— Begin SUPPLIED ENTRIES —
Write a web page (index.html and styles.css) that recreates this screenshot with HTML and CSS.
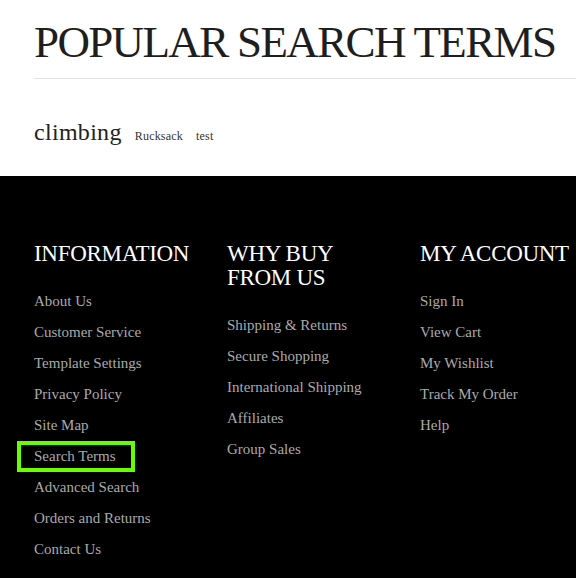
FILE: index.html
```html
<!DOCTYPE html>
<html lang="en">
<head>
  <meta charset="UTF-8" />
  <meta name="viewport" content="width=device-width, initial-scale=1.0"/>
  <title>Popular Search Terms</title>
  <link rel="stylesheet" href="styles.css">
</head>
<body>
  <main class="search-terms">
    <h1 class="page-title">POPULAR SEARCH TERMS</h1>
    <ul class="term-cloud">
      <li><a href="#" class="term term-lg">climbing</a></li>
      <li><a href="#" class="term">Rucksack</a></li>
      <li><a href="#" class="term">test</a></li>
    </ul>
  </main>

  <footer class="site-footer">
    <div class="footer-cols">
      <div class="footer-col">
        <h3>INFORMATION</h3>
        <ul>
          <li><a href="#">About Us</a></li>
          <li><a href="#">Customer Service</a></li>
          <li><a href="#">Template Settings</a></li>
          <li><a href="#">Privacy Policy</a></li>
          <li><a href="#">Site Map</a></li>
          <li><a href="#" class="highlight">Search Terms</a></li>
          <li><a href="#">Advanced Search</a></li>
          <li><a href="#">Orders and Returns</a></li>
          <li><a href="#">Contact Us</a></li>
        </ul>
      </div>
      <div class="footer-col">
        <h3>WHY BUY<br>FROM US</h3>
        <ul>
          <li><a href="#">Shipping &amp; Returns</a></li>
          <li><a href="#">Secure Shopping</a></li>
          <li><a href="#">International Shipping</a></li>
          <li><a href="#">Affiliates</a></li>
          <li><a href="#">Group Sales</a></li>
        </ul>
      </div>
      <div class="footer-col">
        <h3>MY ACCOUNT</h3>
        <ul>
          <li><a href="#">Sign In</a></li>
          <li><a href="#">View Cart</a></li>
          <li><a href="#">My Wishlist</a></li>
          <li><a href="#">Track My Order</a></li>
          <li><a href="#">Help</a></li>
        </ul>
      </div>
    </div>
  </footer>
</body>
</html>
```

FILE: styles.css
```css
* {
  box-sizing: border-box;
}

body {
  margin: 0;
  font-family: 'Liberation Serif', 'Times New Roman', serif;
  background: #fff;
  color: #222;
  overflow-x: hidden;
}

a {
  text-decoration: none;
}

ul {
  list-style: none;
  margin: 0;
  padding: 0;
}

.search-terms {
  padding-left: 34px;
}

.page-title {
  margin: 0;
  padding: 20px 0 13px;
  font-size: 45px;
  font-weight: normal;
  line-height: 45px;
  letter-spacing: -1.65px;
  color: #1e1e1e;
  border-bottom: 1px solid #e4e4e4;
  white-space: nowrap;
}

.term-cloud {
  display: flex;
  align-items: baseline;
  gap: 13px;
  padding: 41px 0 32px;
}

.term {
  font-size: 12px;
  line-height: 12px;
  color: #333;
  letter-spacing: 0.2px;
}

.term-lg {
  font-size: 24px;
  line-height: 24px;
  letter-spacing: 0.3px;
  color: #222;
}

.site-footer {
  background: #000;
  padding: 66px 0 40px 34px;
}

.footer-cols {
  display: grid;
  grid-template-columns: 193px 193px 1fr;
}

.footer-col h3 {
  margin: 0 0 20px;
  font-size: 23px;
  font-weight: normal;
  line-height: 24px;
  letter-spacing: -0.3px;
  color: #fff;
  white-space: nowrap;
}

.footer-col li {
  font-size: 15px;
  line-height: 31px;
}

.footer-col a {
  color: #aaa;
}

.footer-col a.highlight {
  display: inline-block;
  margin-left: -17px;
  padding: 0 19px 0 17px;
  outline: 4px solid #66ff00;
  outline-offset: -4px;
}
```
— End SUPPLIED ENTRIES —
— Begin SUPPLIED ENTRIES —
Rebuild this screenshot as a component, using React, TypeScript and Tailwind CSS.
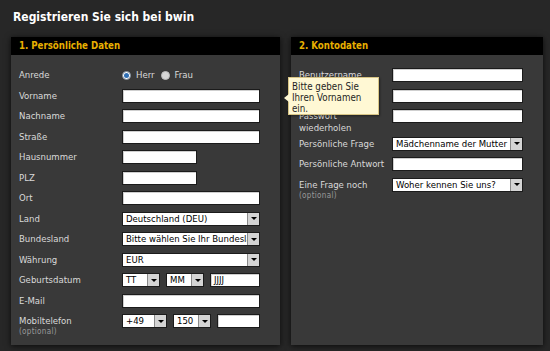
— End SUPPLIED ENTRIES —
__REQUIRED TASK__
Copy and report every line where the word "index" is present.

__SOLVED EXERCISE__
Write a web page (index.html and styles.css) that recreates this screenshot with HTML and CSS.
FILE: index.html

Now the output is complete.